"Il faut décentraliser le pouvoir sanitaire de lutte contre les épidémies"
Egora.fr : Vous faites le constat d'un manque d'organisation face à l'épidémie. Quels sont les maillons faibles du système français ?
Dr Jean-Pierre Door : Je fais le constat d'un défaut d'anticipation, d'une inadaptation des structures administratives françaises – trop centralisées, et du manque de coordination de la politique sanitaire face au risque épidémique. Ce n'est pas une nouveauté : nous l'avions déjà expérimenté lors des épidémies du H5N1 et du H1N1. Aujourd'hui, cette hypercentralisation du pouvoir sanitaire me renforce dans mes propositions. Il y a eu des dysfonctionnements dans toute la France, car le cadre géographique n'est pas adapté.
N'est-ce pas le rôle des ARS que de décentraliser la politique sanitaire ?
Les ARS sont en fait hypercentralisées. C'est l'exécutif qui leur donne des ordres et ce sont des instances très administratives. Ce n'est pas le bon échelon. D'autant que la loi NOTRe [la loi portant nouvelle organisation territoriale de la République du 7 août 2015, NDLR] a découpé les régions de manière totalement inadaptée ; on l'a vu avec le grand Est.
Vous plaidez pour une recomposition territoriale de la gestion épidémique, basée sur les zones de défense et de sécurité…
Les zones de défense -au nombre de 7 en métropole- sont des circonscriptions civiles et militaires. Elles constituent un cadre administratif pour planifier les mesures de défense à caractère non militaire.
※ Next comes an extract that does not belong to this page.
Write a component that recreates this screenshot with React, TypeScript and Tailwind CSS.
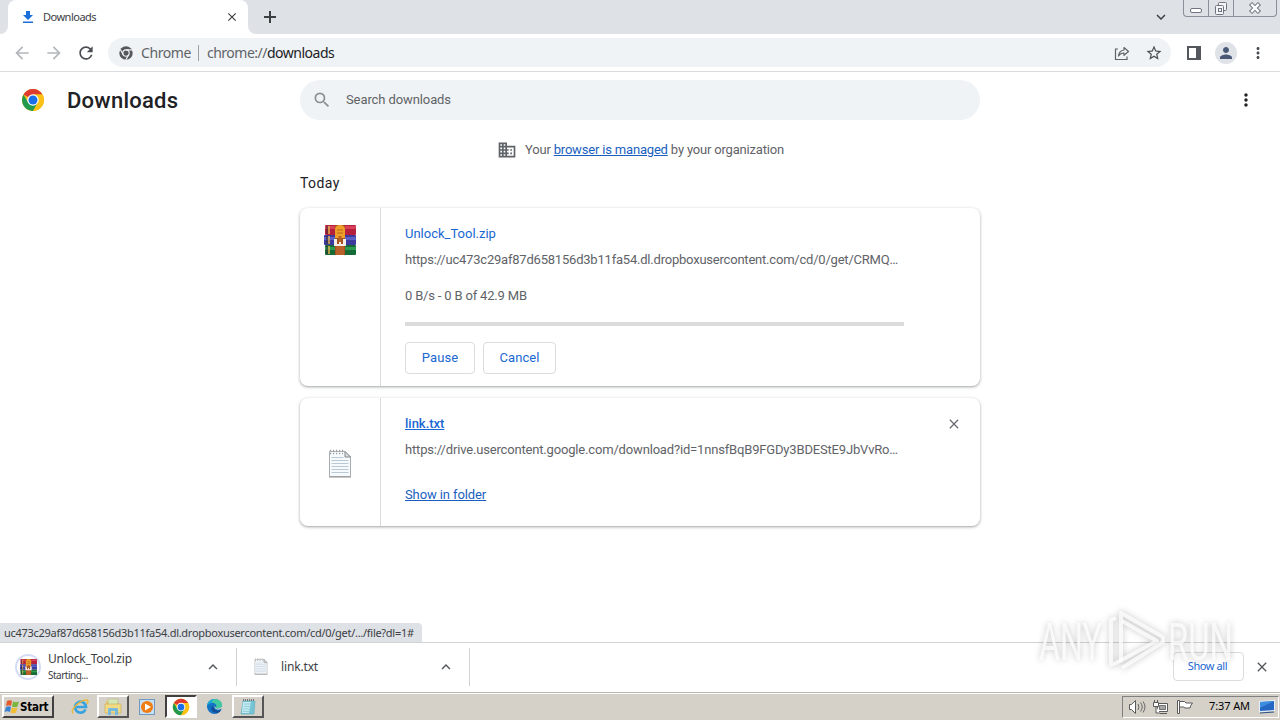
import type { ReactNode } from "react";
import {
  MdArrowBack,
  MdArrowForward,
  MdClose,
  MdDomain,
  MdExpandLess,
  MdExpandMore,
  MdMoreVert,
  MdPerson,
  MdRefresh,
  MdSearch,
  MdStarBorder,
} from "react-icons/md";

function ChromeLogo({ className }: { className: string }) {
  return (
    <svg viewBox="0 0 48 48" className={className}>
      <circle cx="24" cy="24" r="22" fill="#fbc116" />
      <path d="M24 24 L5 13 A22 22 0 0 1 43 13 L24 13 Z" fill="#de3b30" />
      <path d="M5 13 A22 22 0 0 0 24 46 L33.5 29.5 L24 24 L14.5 29.5 Z" fill="#229a4d" />
      <path d="M24 46 A22 22 0 0 0 43 13 L24 13 L33.8 29.5 Z" fill="#fbc116" />
      <circle cx="24" cy="24" r="11.5" fill="#fff" />
      <circle cx="24" cy="24" r="9" fill="#1a6fe8" />
    </svg>
  );
}

function ChromeMono() {
  return (
    <svg viewBox="0 0 48 48" className="size-[14px]">
      <circle cx="24" cy="24" r="23" fill="#54575b" />
      <g stroke="#f1f3f4" strokeWidth="4" fill="none">
        <circle cx="24" cy="24" r="11" />
        <path d="M24 13 H46 M14.5 29.5 L4 11 M33.5 29.5 L23 48" />
      </g>
    </svg>
  );
}

function RarIcon({ className }: { className: string }) {
  return (
    <svg viewBox="0 0 32 30" className={className}>
      <rect x="1" y="0" width="31" height="10" rx="1" fill="#b5203c" />
      <rect x="1" y="1" width="31" height="3" fill="#d8405a" />
      <rect x="0" y="10" width="32" height="10" rx="1" fill="#3c3a9c" />
      <rect x="0" y="12" width="32" height="3" fill="#5a61c4" />
      <rect x="1" y="20" width="31" height="10" rx="1" fill="#156b35" />
      <rect x="1" y="22" width="31" height="3" fill="#2e9a50" />
      <path d="M3 1v8M3 11v8M3 21v8" stroke="#3a2a30" strokeWidth="1" />
      <path d="M5 1v8M5 11v8M5 21v8" stroke="#e2b04c" strokeWidth="1.5" />
      <rect x="11" y="0" width="10" height="30" fill="#a9501f" />
      <rect x="12" y="20" width="8" height="10" fill="#b9602b" />
      <path d="M11 13V4Q12 0 16 0T21 4V13Z" fill="#efa02a" />
      <path d="M13 5h6M13 8h6" stroke="#b7641a" strokeWidth="1.2" />
      <path d="M10 14h3v5h2v-5h2v5h2v-5h3v7H10Z" fill="#f5eee6" />
      <rect x="14.5" y="11" width="3" height="6" fill="#b36024" />
    </svg>
  );
}

function TextFileIcon({ className }: { className: string }) {
  return (
    <svg viewBox="0 0 24 29" className={className}>
      <path d="M1.5 2.5H17L22.5 8V27.5H1.5Z" fill="#f7fafc" stroke="#a9adb0" />
      <path d="M17 2.5V8H22.5Z" fill="#dcdfe2" stroke="#85898c" />
      <path d="M1 28h22" stroke="#8e9295" />
      <path
        d="M3.5 8.5h12M3.5 11.5h17M3.5 14.5h17M3.5 17.5h17M3.5 20.5h17M3.5 23.5h17"
        stroke="#b9cad6"
      />
      <path d="M2 1.5h15M2 4.5h13" stroke="#9c9fa2" strokeWidth="1.5" strokeDasharray="1.2 1.8" />
    </svg>
  );
}

function WindowButtons() {
  return (
    <div className="flex h-[17px] w-[94px] rounded-b-[4px] border border-t-0 border-[#8b8f99] text-[#6f7480]">
      <div className="flex w-[25px] justify-center border-r border-[#8b8f99]">
        <svg viewBox="0 0 24 16" className="h-4 w-6">
          <rect x="6.5" y="8.5" width="11" height="4" rx="1.5" fill="#fff" stroke="currentColor" />
        </svg>
      </div>
      <div className="flex w-[25px] justify-center border-r border-[#8b8f99]">
        <svg viewBox="0 0 24 16" className="h-4 w-6" fill="#f4f5f7" stroke="currentColor">
          <rect x="9.5" y="2.5" width="8" height="8" rx="1" />
          <rect x="6.5" y="5.5" width="8" height="9" rx="1" />
          <rect x="9.5" y="8.5" width="3" height="3" />
        </svg>
      </div>
      <div className="flex flex-1 justify-center">
        <svg viewBox="0 0 24 16" className="h-4 w-6">
          <path d="M7.5 3.5 L16.5 12.5 M16.5 3.5 L7.5 12.5" stroke="#6f7480" strokeWidth="4.4" />
          <path d="M8.2 4.2 L15.8 11.8 M15.8 4.2 L8.2 11.8" stroke="#fff" strokeWidth="2.4" />
        </svg>
      </div>
    </div>
  );
}

function TabStrip() {
  return (
    <div className="flex h-[34px] bg-white">
      <div className="w-2 rounded-br-lg bg-[#dee1e6]" />
      <div className="flex bg-[#dee1e6]">
        <div className="flex w-60 items-center rounded-t-lg bg-white pl-[14px] pr-[9px]">
          <svg viewBox="0 0 12 14" className="h-[14px] w-3 fill-[#1a6fdb]">
            <path d="M4 1h4v4h3L6 10 1 5h3zM1 11.5h10V13H1z" />
          </svg>
          <span className="ml-[9px] font-['Noto_Sans'] text-[11px] tracking-[-0.5px] text-[#3c4043]">
            Downloads
          </span>
          <MdClose className="ml-auto size-[14px] text-[#3c4043]" />
        </div>
      </div>
      <div className="flex flex-1 rounded-bl-lg bg-[#dee1e6]">
        <svg viewBox="0 0 12 12" className="ml-4 mt-[11px] size-3 stroke-[#3c4043] stroke-2">
          <path d="M6 0v12M0 6h12" />
        </svg>
        <MdExpandMore className="ml-auto mr-[13px] mt-2 size-[18px] text-[#3c4043]" />
        <WindowButtons />
        <div className="w-[3px]" />
      </div>
    </div>
  );
}

function Toolbar() {
  return (
    <div className="flex h-[38px] items-center border-b border-[#dadce0] bg-white pl-3 pr-[13px]">
      <MdArrowBack className="size-5 text-[#b4b7bb]" />
      <MdArrowForward className="ml-3 size-5 text-[#b4b7bb]" />
      <MdRefresh className="ml-3 size-5 text-[#4a4d51]" />
      <div className="ml-3 flex h-[29px] w-[1063px] items-center rounded-full bg-[#f0f3f5] pl-[11px] pr-2 font-['Noto_Sans'] text-[14px] text-[#5f6368]">
        <ChromeMono />
        <span className="ml-2 w-[50px] tracking-[-0.4px]">Chrome</span>
        <span className="ml-[7px] h-4 w-px bg-[#9aa0a6]" />
        <span className="ml-2 tracking-[-0.5px]">
          chrome://<span className="text-[#202124]">downloads</span>
        </span>
        <svg viewBox="0 0 16 16" className="ml-auto size-4" fill="none" stroke="#5f6368" strokeWidth="1.2">
          <path d="M4 4H1.5V14.5H13V11.5" />
          <path d="M10 2.5 14.5 6.5 10 10.3V8Q6.5 7.8 4.5 11 5 5.6 10 5Z" strokeLinejoin="round" />
        </svg>
        <MdStarBorder className="ml-[15px] size-[18px] text-[#4a4d51]" />
      </div>
      <svg viewBox="0 0 14 14" className="ml-4 size-[14px]">
        <path d="M1 1H13V13H1Z" fill="none" stroke="#54575b" strokeWidth="2" />
        <path d="M9 1h5v12H9z" fill="#54575b" />
      </svg>
      <div className="ml-[14px] flex size-[22px] items-center justify-center rounded-full bg-[#dfe2e7]">
        <MdPerson className="size-[18px] text-[#4a5878]" />
      </div>
      <MdMoreVert className="ml-3 size-[18px] text-[#4a4d51]" />
    </div>
  );
}

function DownloadCard({ icon, children }: { icon: ReactNode; children: ReactNode }) {
  return (
    <div className="flex rounded-lg bg-white shadow-[0_1px_2px_rgba(60,64,67,0.3),0_1px_3px_1px_rgba(60,64,67,0.15)]">
      <div className="flex w-[81px] justify-center border-r border-[#dadce0]">{icon}</div>
      <div className="flex-1 pl-6 pt-4">{children}</div>
    </div>
  );
}

function ActionButton({ label, width }: { label: string; width: string }) {
  return (
    <button
      className={`${width} h-8 rounded border border-[#dadce0] text-[13px] tracking-[0.1px] text-[#1967d2]`}
    >
      {label}
    </button>
  );
}

function DownloadsPage() {
  return (
    <main className="relative h-[570px] bg-white font-['Roboto'] text-[13px] text-[#5f6368]">
      <div className="flex h-14 items-center">
        <ChromeLogo className="ml-[21px] size-6" />
        <h1 className="ml-[22px] w-[233px] text-[22px] font-medium tracking-[0.25px] text-[#202124]">
          Downloads
        </h1>
        <div className="flex h-10 w-[680px] items-center rounded-full bg-[#f0f3f5] pl-3">
          <MdSearch className="size-5 text-[#8b8f94]" />
          <span className="ml-[14px] tracking-[-0.1px]">Search downloads</span>
        </div>
        <MdMoreVert className="ml-auto mr-6 size-5 text-[#202124]" />
      </div>

      <div className="flex h-[44px] items-center justify-center pl-px">
        <MdDomain className="mr-2 size-5 text-[#5f6368]" />
        <span className="tracking-[-0.18px]">
          Your <span className="text-[#1a5fc0] underline">browser is managed</span> by your organization
        </span>
      </div>

      <div className="mx-auto w-[680px]">
        <h2 className="h-9 text-[14px] leading-[22px] tracking-[0.4px] text-[#202124]">Today</h2>
        <div className="flex flex-col gap-3">
          <DownloadCard icon={<RarIcon className="mt-[17px] h-[30px] w-8" />}>
            <div className="h-[162px]">
              <p className="h-[26px] leading-5 text-[#1967d2]">Unlock_Tool.zip</p>
              <p className="h-9 leading-5 tracking-[-0.21px]">
                https://uc473c29af87d658156d3b11fa54.dl.dropboxusercontent.com/cd/0/get/CRMQ…
              </p>
              <p className="h-9 leading-5 tracking-[-0.18px]">0 B/s - 0 B of 42.9 MB</p>
              <div className="h-1 w-[499px] bg-[#dcdcdc]" />
              <div className="mt-4 flex gap-2">
                <ActionButton label="Pause" width="w-[70px]" />
                <ActionButton label="Cancel" width="w-[73px]" />
              </div>
            </div>
          </DownloadCard>

          <DownloadCard icon={<TextFileIcon className="mt-[51px] h-[29px] w-6" />}>
            <div className="flex h-[112px] justify-between">
              <div>
                <p className="h-[26px] leading-5 font-medium text-[#1967d2] underline">link.txt</p>
                <p className="h-[45px] leading-5 tracking-[-0.17px]">
                  https://drive.usercontent.google.com/download?id=1nnsfBqB9FGDy3BDEStE9JbVvRo…
                </p>
                <p className="leading-5 tracking-[-0.1px] text-[#1a5fc0] underline">Show in folder</p>
              </div>
              <MdClose className="mr-[18px] mt-[2px] size-4 text-[#6b6f74]" />
            </div>
          </DownloadCard>
        </div>
      </div>

      <div className="absolute bottom-0 left-0 flex h-[19px] w-[422px] items-center rounded-tr bg-[#dee1e6] pl-1 pt-px font-['Noto_Sans'] text-[11px] tracking-[-0.28px] whitespace-nowrap text-[#3c4043]">
        uc473c29af87d658156d3b11fa54.dl.dropboxusercontent.com/cd/0/get/.../file?dl=1#
      </div>
    </main>
  );
}

function DownloadShelf() {
  return (
    <div className="flex h-[50px] items-center border-t border-[#d0d2d5] bg-white pb-[2px] font-['Noto_Sans'] text-[#3c4043]">
      <div className="ml-[15px] flex size-[26px] items-center justify-center rounded-full border-2 border-[#d3dcf5]">
        <RarIcon className="h-4 w-[17px]" />
      </div>
      <div className="ml-[7px] w-[156px]">
        <p className="text-[12px] leading-[17px] tracking-[-0.2px]">Unlock_Tool.zip</p>
        <p className="text-[10px] leading-[17px] tracking-[-0.5px]">Starting...</p>
      </div>
      <MdExpandLess className="size-[18px] text-[#54575b]" />
      <div className="ml-[14px] h-[38px] w-px bg-[#d0d2d5]" />
      <TextFileIcon className="ml-[17px] h-[17px] w-[14px]" />
      <p className="ml-[13px] w-[156px] text-[12px] tracking-[-0.15px]">link.txt</p>
      <MdExpandLess className="size-[18px] text-[#54575b]" />
      <div className="ml-[14px] h-[38px] w-px bg-[#d0d2d5]" />
      <button className="ml-auto h-[29px] w-[71px] rounded border border-[#dadce0] pr-[2px] text-[11px] tracking-[-0.4px] text-[#1967d2]">
        Show all
      </button>
      <MdClose className="mx-[10px] size-4 text-[#54575b]" />
    </div>
  );
}

function Watermark() {
  return (
    <svg
      viewBox="0 0 200 70"
      className="pointer-events-none absolute left-[1036px] top-[607px] h-[70px] w-[200px] drop-shadow-[0_0_3px_rgba(0,0,0,0.3)]"
    >
      <g fill="#fff" fillOpacity="0.75" fontFamily="Roboto" fontSize="52">
        <text x="3" y="53" textLength="63" lengthAdjust="spacingAndGlyphs">
          ANY
        </text>
        <text x="132" y="53" textLength="65" lengthAdjust="spacingAndGlyphs">
          RUN
        </text>
      </g>
      <g fill="none" stroke="#fff" strokeOpacity="0.75" strokeWidth="4" strokeLinejoin="round">
        <path d="M85 55V6L127 30V35L86 61" />
        <path d="M80 11 75 13V58L80 56 121 34 86 14" />
      </g>
    </svg>
  );
}

function FolderIcon() {
  return (
    <svg viewBox="0 0 18 18" className="size-[18px]">
      <path d="M2 3h5l1 2h7v9H2z" fill="#e8c765" />
      <path d="M4 1h10v6H4z" fill="#d3e8b6" stroke="#b8b184" strokeWidth=".6" />
      <path d="M1 6h16v9H1z" fill="#f1da85" stroke="#c9a84f" strokeWidth=".6" />
      <path d="M4 17V11q0-1 1-1h8q1 0 1 1v6h-3v-4H7v4z" fill="#79b9dc" />
    </svg>
  );
}

function IeIcon() {
  return (
    <svg viewBox="0 0 18 18" className="size-[18px]" fill="none">
      <path d="M14.5 11.5A5.5 5.5 0 1 1 15 9H5" stroke="#37a3df" strokeWidth="2.7" />
      <path d="M2 15.5C-1 12 8 2 16 2q2 1 0 4" stroke="#e9b93d" strokeWidth="1.4" />
    </svg>
  );
}

function PlayerIcon() {
  return (
    <svg viewBox="0 0 16 16" className="size-4">
      <rect x=".5" y=".5" width="15" height="15" fill="#c9def0" stroke="#6e9bc5" />
      <circle cx="8" cy="8" r="6" fill="#ef7d13" />
      <path d="M6 4.5 12 8 6 11.5Z" fill="#fff" />
    </svg>
  );
}

function EdgeIcon() {
  return (
    <svg viewBox="0 0 18 18" className="size-[17px]">
      <circle cx="9" cy="9" r="8" fill="#1272c4" />
      <path d="M1 8Q3 1 9 1q8 0 8 7 0 3.5-5 3.5-2 0-2-1 1-1 1-2.5Q10 5 6.5 5 3 5 1 8Z" fill="#42c9a0" />
      <path d="M1 8Q3 1 9 1 5 3 6.5 5 3 5 1 8Z" fill="#1ba6dd" />
      <path d="M6 9q-2 6 6 7 2 0 4-3-3 1-5.5 0T8 9Z" fill="#124b96" />
      <path d="M9 8.5q-.5 3.5 4 4l4-1.5v-2q-2 2.8-6 2Z" fill="#d5d0c8" />
    </svg>
  );
}

function NotepadIcon() {
  return (
    <svg viewBox="0 0 18 18" className="size-[18px]">
      <path d="M4 3h12l-1 13H2z" fill="#74c3d5" stroke="#6fb3c3" strokeWidth=".7" />
      <path d="M4 4h8L10 15H3z" fill="#c3eaf0" />
      <path d="M5 6h9M5 8.5h9M4.5 11h9M4 13.5h9" stroke="#7fc4d2" strokeWidth=".7" />
      <path d="M4 2h12" stroke="#555" strokeWidth="1.5" strokeDasharray="1 1" />
    </svg>
  );
}

function TaskButton({ active = false, children }: { active?: boolean; children: ReactNode }) {
  return (
    <div
      className={
        active
          ? "flex h-[23px] w-8 items-center justify-center border-2 border-t-[#404040] border-l-[#404040] border-b-white border-r-white bg-white"
          : "flex h-[23px] w-8 items-center justify-center border-2 border-t-white border-l-white border-b-[#555] border-r-[#555] bg-[#d5d0c8]"
      }
    >
      {children}
    </div>
  );
}

function Taskbar() {
  return (
    <div className="flex h-7 items-center border-t border-[#b9b6b0] bg-[#d5d0c8] shadow-[inset_0_1px_0_#fff]">
      <div className="ml-[2px] flex h-[23px] w-[52px] items-center border-2 border-t-white border-l-white border-b-[#404040] border-r-[#404040]">
        <svg viewBox="0 0 16 16" className="size-4 shrink-0">
          <path d="M3 2q3-1.5 5 0L7 7Q5 5.5 2 7Z" fill="#e5592c" />
          <path d="M9 2.5q3 1.5 6 0L13.5 7.5Q11 9 8 7.5Z" fill="#7ab53c" />
          <path d="M2 8q3-1.5 5 0L6 13Q3 11.5 .5 13Z" fill="#3b84d4" />
          <path d="M8 8.5q3 1.5 5.5 0L12 13.5Q9 15 6.5 13.5Z" fill="#f3bd31" />
        </svg>
        <span className="pt-[3px] font-['DejaVu_Sans_Condensed','DejaVu_Sans'] text-[11.5px] font-bold tracking-[-0.25px] text-black">
          Start
        </span>
      </div>
      <div className="ml-[17px] flex items-center">
        <IeIcon />
        <div className="ml-2">
          <TaskButton>
            <FolderIcon />
          </TaskButton>
        </div>
        <div className="mx-[10px]">
          <PlayerIcon />
        </div>
        <TaskButton active>
          <ChromeLogo className="size-[18px]" />
        </TaskButton>
        <div className="mx-[9px]">
          <EdgeIcon />
        </div>
        <TaskButton>
          <NotepadIcon />
        </TaskButton>
      </div>
      <div className="ml-auto mr-px flex h-[22px] w-[157px] items-center border border-t-[#808080] border-l-[#808080] border-b-white border-r-white pl-[6px]">
        <svg viewBox="0 0 66 16" className="h-4 w-[66px]" fill="none" stroke="#5a5a5a">
          <path d="M.5 5.5h2l4-4v13l-4-4h-2z" fill="#fff" />
          <path d="M9 5q2 3 0 6M11.5 3.5q3.5 4.5 0 9M14 2.500q4 5.500 0 11" strokeWidth=".9" />
          <path d="M28.500 4.500h10v8h-10z" fill="#fff" />
          <path d="M30.500 6.500h6v4h-6z" fill="#a5a5a5" strokeWidth=".8" />
          <path d="M31 14.500h7" />
          <path d="M25.500 1v3M28.500 1v3M24.500 3.500h5v4h-5zM27 7.500v6.500h4" fill="#fff" />
          <path d="M48.500 1.500h2v13h-2z" fill="#fff" />
          <path d="M50.500 2.500h5l1.500 1.500h6.500q-2 2-2.500 5h-5L54.500 8h-4z" fill="#fff" />
        </svg>
        <span className="ml-[14px] w-[42px] whitespace-nowrap font-['Noto_Sans'] text-[11px] tracking-[-0.1px] text-black">
          7:37 AM
        </span>
        <svg viewBox="0 0 16 16" className="ml-2 size-4">
          <path d="M0 2 16 1V12L0 13Z" fill="#e6f0fa" />
          <path d="M1 3 15 2V11L1 12Z" fill="#2568c4" />
          <path d="M1 3 15 2 1 9Z" fill="#3c8de0" />
          <path d="M1 14 15 13" stroke="#2a4c80" />
        </svg>
      </div>
    </div>
  );
}

export default function App() {
  return (
    <div className="relative flex h-[720px] w-[1280px] flex-col overflow-hidden bg-white">
      <TabStrip />
      <Toolbar />
      <DownloadsPage />
      <DownloadShelf />
      <Taskbar />
      <Watermark />
    </div>
  );
}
Un Haut Conseil de lutte contre le risque épidémique et biologique sera chargé de déterminer les grands axes, déclinés ensuite dans les zones de défense. Au sein de ces zones, le préfet de zone aura l'entière responsabilité. Lors de la crise, les préfets ont été au rendez-vous et ont agi localement en liaison avec les élus locaux, les médecins et les établissements publics et privés.
Quelles seraient exactement les attributions de ce Haut Conseil ?
A charge pour lui d'analyser les dangers, de mener la coordination face à ces risques, d'organiser les coopérations internationales mais aussi de promouvoir le rôle des habitants dans la prévention. Il sera composé de médecins issus de CHU, de CHR mais aussi des URPS. Les médecins libéraux ont été démunis de tout ; il faut qu'ils soient représentés et représentatifs dans ce Haut Conseil, mais aussi dans les zones de défense auprès du préfet, à la tête du conseil sanitaire de zone. L'URPS est tout à fait apte à désigner quelqu'un pour représenter les professionnels libéraux.
Ce dispositif s'inspire de ce qui existe en Asie, en particulier de ce qui a été mis en place à Hong Kong, lors de l'épidémie du Sras. C'est une forme de décentralisation du pouvoir sanitaire de lutte contre les épidémies et -ne l'oublions pas- les attentats biologiques ou chimiques au niveau des régions. Je pense que la zone de défense est le cadre administratif et opérationnel régional adéquat.
Qu'en est-il du Haut Conseil de santé publique ?
Il s'occupe du domaine médical, thérapeutique, de prévention. Mais selon moi, le HCSP n'est pas armé pour s'occuper du risque épidémique. Une pandémie, c'est un état de guerre. Il faut être armé. Or, l'Eprus [Établissement de préparation et de réponse aux urgences sanitaires, NDLR], qui a la charge la réserve sanitaire mais aussi des médicaments, des masques et des vaccins à l'époque de H1N1, a été désarmé, démobilisé, déshabillé si l'on peut dire. Il permettrait d'avoir tous les moyens médicaux à disposition des zones de défense.
Quand sera examinée votre proposition de loi?
J'espérais pouvoir bénéficier d'une niche parlementaire le 25 juin mais ce n'est pas possible. En attendant, je continuerai à soulever le sujet dans la commission d'enquête parlementaire dont je suis membre. La critique est facile mais il faudra bien donner des solutions pour être armé face à une nouvelle pandémie. Je défendrai cette proposition, soutenue par une quarantaine de collègues, au même titre que je défendrai le réarmement de l'Eprus.